All these have been thoroughly undermined together with the destruction of the powers of councils and the development of unelected and profitable quangos.

The crisis in society brings forward, not only problems of immediate struggle against attacks on weakest sections of society but general conditions in relation to democracy, culture, privilege, corruption, polarisation of wealth and other general questions of the nature of society. Questions of control and power are posed.

Under today’s conditions the question of a new party is going to be something for large sections of the class which faces the need for struggle in a situation where the crisis in society is posing not only problems of immediate struggle against attacks crucifying the weakest sections of society, but general conditions in relation to democracy, culture, privilege, corruption, polarisation of wealth and other general questions arising from capitalist decline.

The party could attract those who want a party which will fight back against the effects of capitalism, and its greed, parasitism and corruption.

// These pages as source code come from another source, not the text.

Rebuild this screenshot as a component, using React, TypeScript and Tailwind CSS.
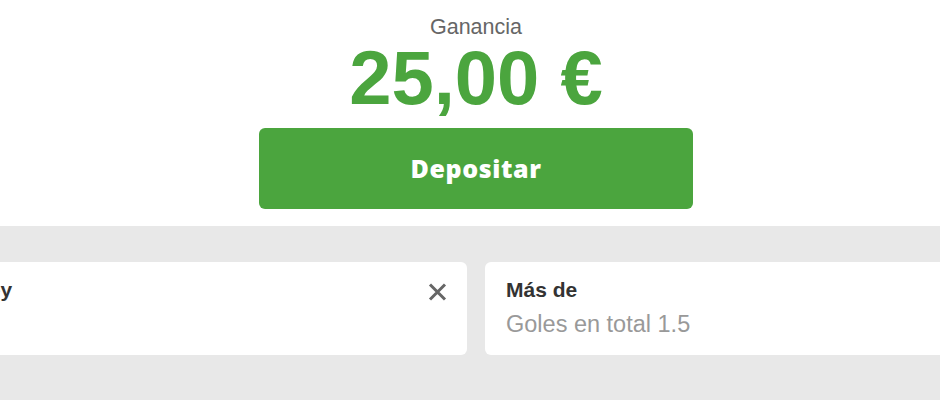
import React from "react";

export default function App() {
  return (
    <div
      className="w-[940px] h-[400px] overflow-hidden bg-white flex flex-col"
      style={{ fontFamily: '"Liberation Sans", Arial, sans-serif' }}
    >
      <div className="h-[226px] shrink-0 flex flex-col items-center pl-[12px] pt-[15px]">
        <div className="text-[21.5px] leading-[24px] text-[#666666]">Ganancia</div>
        <div className="mt-[1px] text-[76px] leading-[75px] font-bold text-[#4ba53e]">25,00 €</div>
        <button
          className="mt-[13px] w-[434px] h-[81px] rounded-[6px] bg-[#4ba53e] text-white text-[25px] tracking-[0.6px] font-extrabold flex items-center justify-center"
          style={{ fontFamily: '"Open Sans", sans-serif' }}
        >
          Depositar
        </button>
      </div>
      <div className="flex-1 bg-[#e8e8e8] pt-[36px]">
        <div className="flex gap-[18px] -ml-[87px]">
          <div className="w-[554px] h-[93px] shrink-0 bg-white rounded-[6px] pl-[21px] pr-[20px] pt-[15px] flex justify-between items-start">
            <div className="text-[21px] leading-[25px] font-bold text-[#333333]">Burnley</div>
            <svg className="mt-[6px]" width="19" height="18" viewBox="0 0 19 18">
              <path d="M2 1.5 L17 16.5 M17 1.5 L2 16.5" stroke="#666666" strokeWidth="3" strokeLinecap="butt" fill="none" />
            </svg>
          </div>
          <div className="w-[554px] h-[93px] shrink-0 bg-white rounded-[6px] pl-[21px] pr-[20px] pt-[15px] flex flex-col">
            <div className="text-[21px] leading-[25px] font-bold text-[#333333]">Más de</div>
            <div className="mt-[9px] text-[23.5px] leading-[27px] text-[#999999]">Goles en total 1.5</div>
          </div>
        </div>
      </div>
    </div>
  );
}
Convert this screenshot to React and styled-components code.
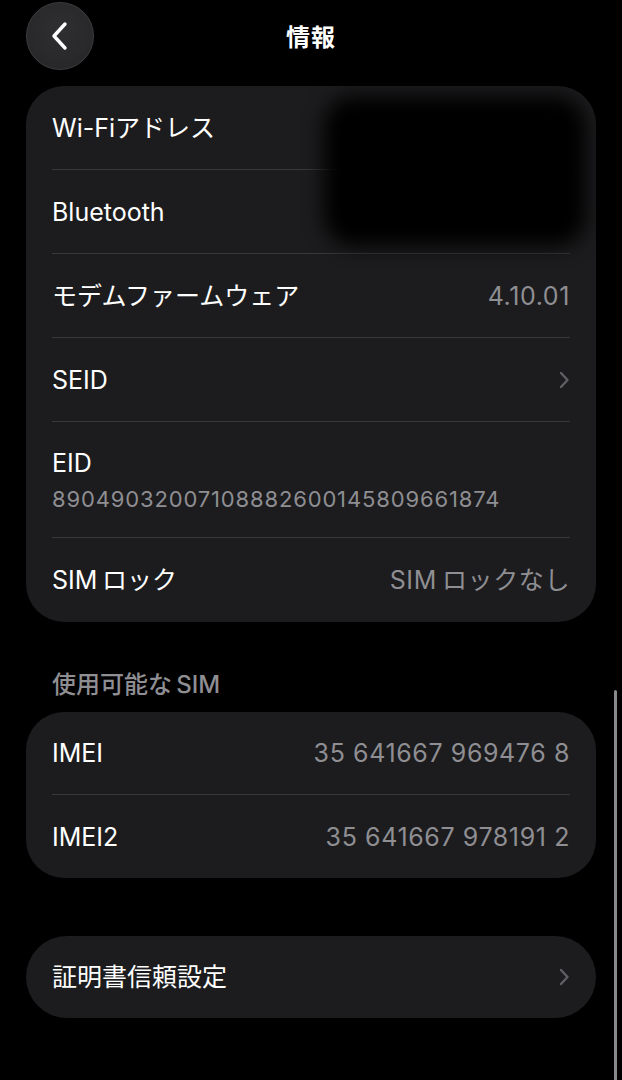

The new party must link together any militant political forces in the unions and communities. It could be in the nature of an Alliance/Party of workers.

We think there could be an alliance for struggle among various movements on a programme like the following: for a workers’ government laying down a socialist foundation with a policy of nationalisation and workers’ control.

For the defence of multi-ethnic communities, immigrants and asylum seekers.

For the immediate re-nationalisation of railways, water, gas and electricity.

For a policy of taxing the rich and helping the disabled and the poor, with priority for a health service run by committees based on representatives of GPs, hospital staff, unions and communities.

Restoration of student grants, real training for the youth at work with a living wage, paid for by employers and a policy against unemployment, with public works on full wages and an education policy drawn up by parents, teachers and communities.

It should stand for the repeal of anti-union laws, the struggle for democratic rights, the abolition of quangos, of the Criminal Justice Act and the Defence Against Terrorism.